SHORT EXERCISE
Write the material out again exactly.

Start DATASET EXTRACT

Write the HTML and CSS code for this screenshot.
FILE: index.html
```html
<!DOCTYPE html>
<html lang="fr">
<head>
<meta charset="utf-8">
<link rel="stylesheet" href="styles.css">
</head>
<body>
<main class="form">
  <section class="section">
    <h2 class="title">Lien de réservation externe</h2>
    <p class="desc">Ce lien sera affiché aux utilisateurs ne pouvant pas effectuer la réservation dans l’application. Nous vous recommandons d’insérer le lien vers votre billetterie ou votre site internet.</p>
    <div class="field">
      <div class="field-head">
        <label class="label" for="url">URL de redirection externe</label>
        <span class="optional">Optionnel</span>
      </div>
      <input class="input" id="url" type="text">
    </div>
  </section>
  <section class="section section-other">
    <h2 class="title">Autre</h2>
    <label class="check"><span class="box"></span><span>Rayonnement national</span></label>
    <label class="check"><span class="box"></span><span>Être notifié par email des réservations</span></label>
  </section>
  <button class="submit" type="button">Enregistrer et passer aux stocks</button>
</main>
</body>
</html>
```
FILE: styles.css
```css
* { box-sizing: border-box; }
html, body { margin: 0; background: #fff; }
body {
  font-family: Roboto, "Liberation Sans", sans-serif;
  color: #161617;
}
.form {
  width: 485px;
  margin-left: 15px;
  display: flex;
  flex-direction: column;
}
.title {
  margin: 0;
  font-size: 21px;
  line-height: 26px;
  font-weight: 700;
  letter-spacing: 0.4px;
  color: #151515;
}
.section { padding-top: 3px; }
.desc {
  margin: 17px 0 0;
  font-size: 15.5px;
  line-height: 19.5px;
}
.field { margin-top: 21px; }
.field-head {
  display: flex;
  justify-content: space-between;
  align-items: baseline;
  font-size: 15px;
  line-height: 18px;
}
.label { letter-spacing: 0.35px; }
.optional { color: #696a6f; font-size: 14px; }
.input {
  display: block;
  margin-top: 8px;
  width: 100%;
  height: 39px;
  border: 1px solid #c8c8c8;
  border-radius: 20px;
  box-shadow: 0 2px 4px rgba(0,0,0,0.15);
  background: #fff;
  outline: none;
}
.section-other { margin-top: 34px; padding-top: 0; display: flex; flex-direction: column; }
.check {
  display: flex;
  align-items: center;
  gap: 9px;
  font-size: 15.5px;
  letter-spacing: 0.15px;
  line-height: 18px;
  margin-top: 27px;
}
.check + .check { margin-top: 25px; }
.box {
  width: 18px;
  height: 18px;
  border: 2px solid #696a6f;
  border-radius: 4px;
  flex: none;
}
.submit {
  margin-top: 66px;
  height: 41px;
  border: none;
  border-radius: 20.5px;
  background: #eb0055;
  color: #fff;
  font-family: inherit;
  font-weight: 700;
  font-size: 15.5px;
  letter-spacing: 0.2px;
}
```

End DATASET EXTRACT

WORKED SOLUTION
Write the HTML and CSS code for this screenshot.
FILE: index.html
```html
<!DOCTYPE html>
<html lang="fr">
<head>
<meta charset="utf-8">
<link rel="stylesheet" href="styles.css">
</head>
<body>
<main class="form">
  <section class="section">
    <h2 class="title">Lien de réservation externe</h2>
    <p class="desc">Ce lien sera affiché aux utilisateurs ne pouvant pas effectuer la réservation dans l’application. Nous vous recommandons d’insérer le lien vers votre billetterie ou votre site internet.</p>
    <div class="field">
      <div class="field-head">
        <label class="label" for="url">URL de redirection externe</label>
        <span class="optional">Optionnel</span>
      </div>
      <input class="input" id="url" type="text">
    </div>
  </section>
  <section class="section section-other">
    <h2 class="title">Autre</h2>
    <label class="check"><span class="box"></span><span>Rayonnement national</span></label>
    <label class="check"><span class="box"></span><span>Être notifié par email des réservations</span></label>
  </section>
  <button class="submit" type="button">Enregistrer et passer aux stocks</button>
</main>
</body>
</html>
```
FILE: styles.css
```css
* { box-sizing: border-box; }
html, body { margin: 0; background: #fff; }
body {
  font-family: Roboto, "Liberation Sans", sans-serif;
  color: #161617;
}
.form {
  width: 485px;
  margin-left: 15px;
  display: flex;
  flex-direction: column;
}
.title {
  margin: 0;
  font-size: 21px;
  line-height: 26px;
  font-weight: 700;
  letter-spacing: 0.4px;
  color: #151515;
}
.section { padding-top: 3px; }
.desc {
  margin: 17px 0 0;
  font-size: 15.5px;
  line-height: 19.5px;
}
.field { margin-top: 21px; }
.field-head {
  display: flex;
  justify-content: space-between;
  align-items: baseline;
  font-size: 15px;
  line-height: 18px;
}
.label { letter-spacing: 0.35px; }
.optional { color: #696a6f; font-size: 14px; }
.input {
  display: block;
  margin-top: 8px;
  width: 100%;
  height: 39px;
  border: 1px solid #c8c8c8;
  border-radius: 20px;
  box-shadow: 0 2px 4px rgba(0,0,0,0.15);
  background: #fff;
  outline: none;
}
.section-other { margin-top: 34px; padding-top: 0; display: flex; flex-direction: column; }
.check {
  display: flex;
  align-items: center;
  gap: 9px;
  font-size: 15.5px;
  letter-spacing: 0.15px;
  line-height: 18px;
  margin-top: 27px;
}
.check + .check { margin-top: 25px; }
.box {
  width: 18px;
  height: 18px;
  border: 2px solid #696a6f;
  border-radius: 4px;
  flex: none;
}
.submit {
  margin-top: 66px;
  height: 41px;
  border: none;
  border-radius: 20.5px;
  background: #eb0055;
  color: #fff;
  font-family: inherit;
  font-weight: 700;
  font-size: 15.5px;
  letter-spacing: 0.2px;
}
```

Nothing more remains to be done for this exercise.